The drift moved on to why is Africa not successful. Of all the continents, Africa has the highest misery index and the least success. It has been suggested by the School of Happiness and Success, no less, that the possible reason for Africa’s continuing failure is that as a people, they do not believe they can change things through their own behaviour. As in Zimbabwe, Africans tend to say ‘But what can we do?’ when faced with a government that leads them into a trillion percent inflation, bullies them, even kills them off one or more at a time and leads them into lives of misery, uncertainty and insecurity. And African governments, faced with failure to perform, blame outside influences – a la ‘Western Illegal Economic Sanctions’, droughts, world recessions, global warming caused by the West, etc, etc, etc.

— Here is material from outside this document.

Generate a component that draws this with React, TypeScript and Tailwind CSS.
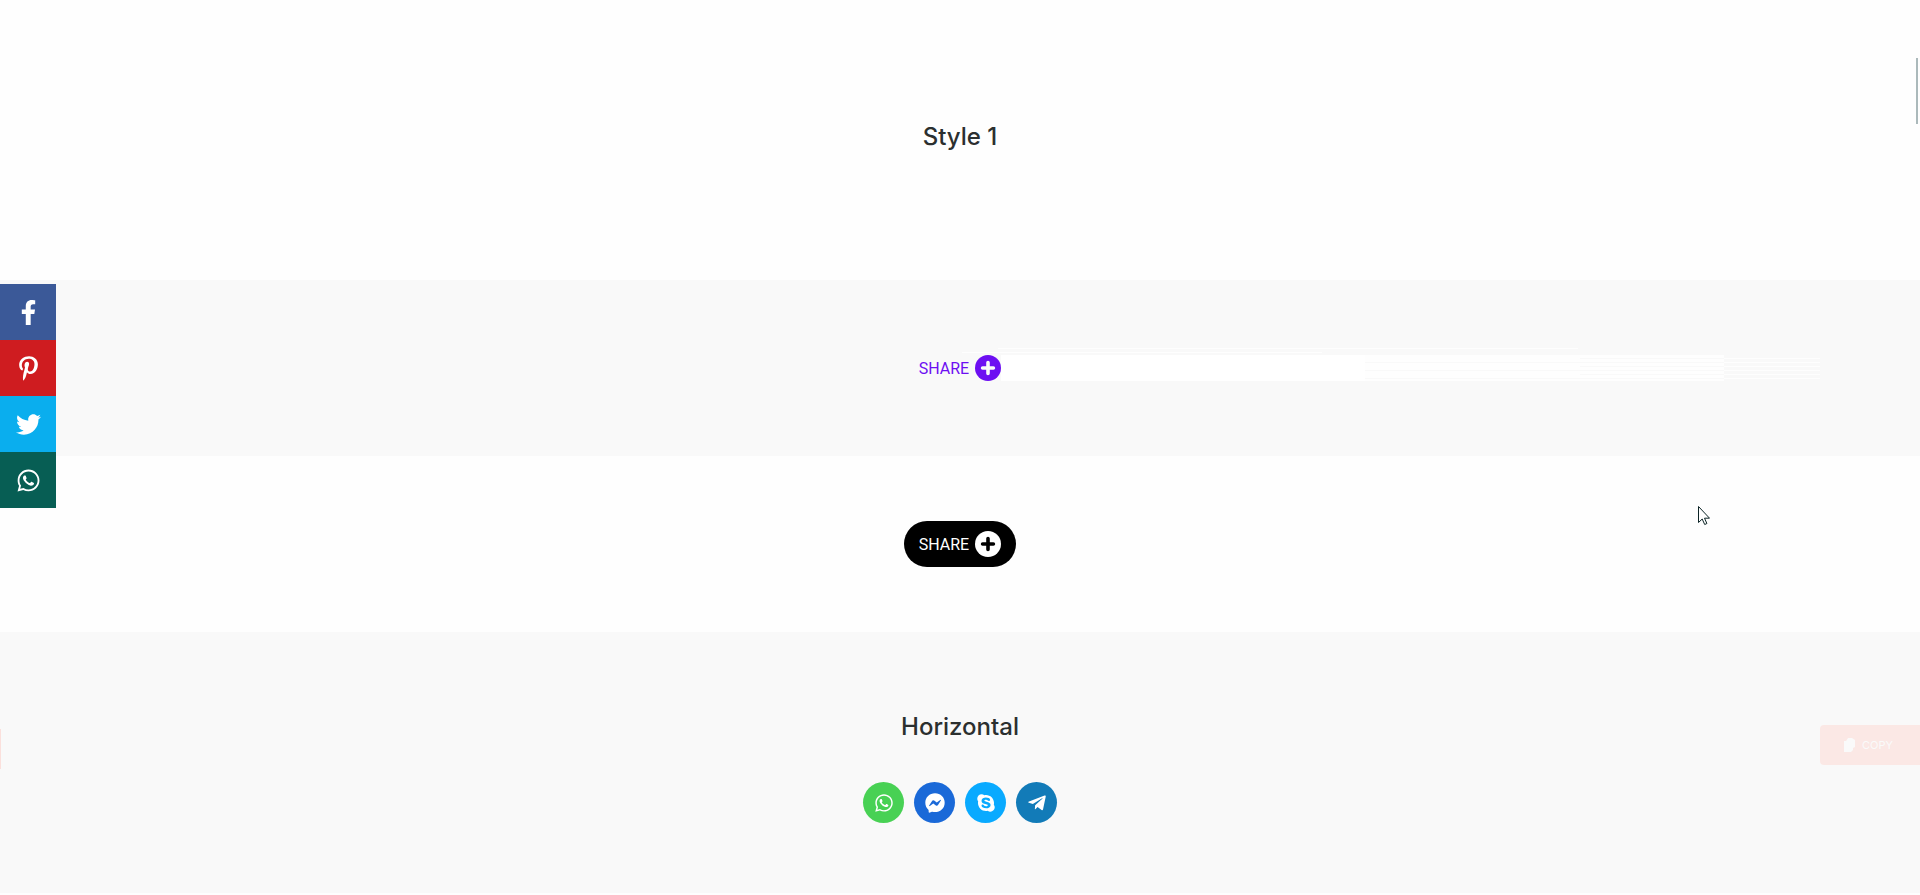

But I wonder about this. The ordinary people are generally happy in the midst of some of the most appalling circumstances. Then there are some of the people who make a lot of decisions to help themselves and become successful beyond their wildest dreams – that is if you measure success by the amount of money in their bank balances or the numbers and size of the cars in their garages, their homes, whatever. Look at Phillip Chiyangwa, the senior members of the Army and Police, civil servants, judges, and ZANU PF politicians who now have several farms – each(!), plenty of expensive and luxurious motor cars and homes that would challenge Balmoral Castle (if not quite Buckingham Palace!) So given the right circumstances (power) they can be happy (successful) optimists – at the expense of course – of the ordinary people who are ‘fatalists’ if not pessimists.

Yet Africa as a continent and Zimbabwe as a country is getting poorer by the day so there is an ingredient missing amongst the successful Africans – perhaps it is empathy? They could be the 15% who you can’t make smile around the boardroom table?

Is this the psychological answer to Africa’s failure, I wonder?